Just threw a large heavy piece of oak in the wood stove. Within about 5 minutes, the whole house had a sickly sweet smell. Never had this happen.
It's Live Oak, and is supposed to have been split about a year ago. This is out of a cord I purchased since I couldn't split enough last spring. Guy is very trustworthy, so unless he made a mistake, I believe him about how long ago it was split. Although, it was rather heavy for a year old.
I'm not overly concerned about it. Just curious. Anyone have any idea? Wood stove is old, gaskets are in good shape, and it's been working fine.
Oak can sit for years and not dry til it is split. You can tell whrn you pick it up if it's wet.
Well, I don't think it's wet. If it is, not much. I've burned wet oak before.
This is just a weird sickening sweet smell it had. It didn't bother me as much as the ol'lady. Said it almost made her nauseous. And that don't happen easily.
If you have proper draft I can't see how you could smell anything burning in a stove? I run my pretty much non stop 4-5 months out of the year and other than the first burn after a chimney cleaning and the summer off, there is no smell.
Yea, it's time to run your stove wide open for an hour or so. You shouldn't be able to smell anything.
Oak is so horribly slow to "dry"
Might have to open the draft a little extra, feed it a little more air to get the flue temp up.
Thanks for the answers. I don't get smoke in the house. Normally get no smell at all. The fire had been going for a couple hours and it was very hot.
It was just this one piece that produced that smell.
After that piece burned for a while, it quit producing a smell. It's not that cold out so that was the last piece of wood I used for the night. I'm gonna use some wood out of that same cord tonight and see what happens.
Oh, and it was cleaned at the end of last season and this is only about one week into using it.
What kind of oak?
Our local native oak is a red oak with a very thick, rough, semi corky bark on it. I don't like that bark. Messy schit.
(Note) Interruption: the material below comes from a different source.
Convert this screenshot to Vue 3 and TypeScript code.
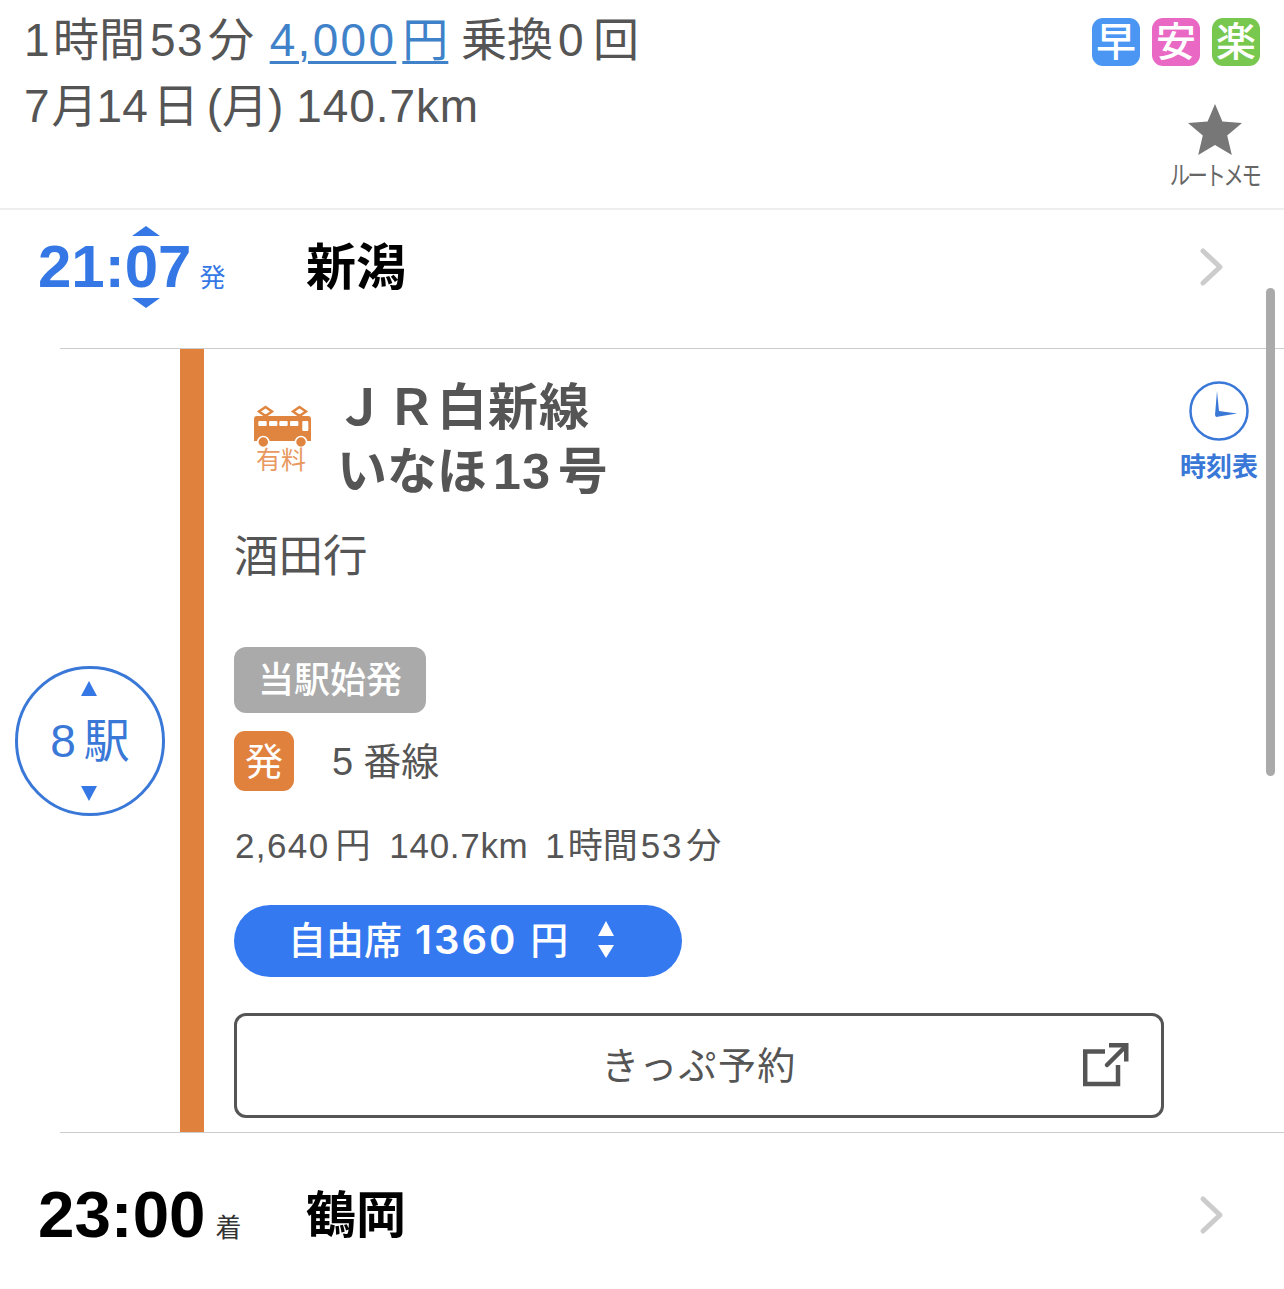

it might have been invaded by a fungus, that is mushrooms, but it's just a guess.
usually combustion of white oak has a "sweeter:" smell, at least to me, compared to a redoak.
Does not compute.
They actually call it "live oak"?
its a thick brush down in Texas
Live Oak Your Google-Fu needs some work.
Actually, it's not THAT Live Oak.
More specifically, it's Canyon Live Oak. It's specific to California I believe.
This whole thread got me researching. Didn't know there were over 60 types of Oak throughout the US and they all seem to be a bit different.
Anyway, we call it Live Oak. But it's really Canyon Live Oak. The other type, and most common, we have and burn is Black Oak. Haven't checked yet, but I'm betting there's more to that species too.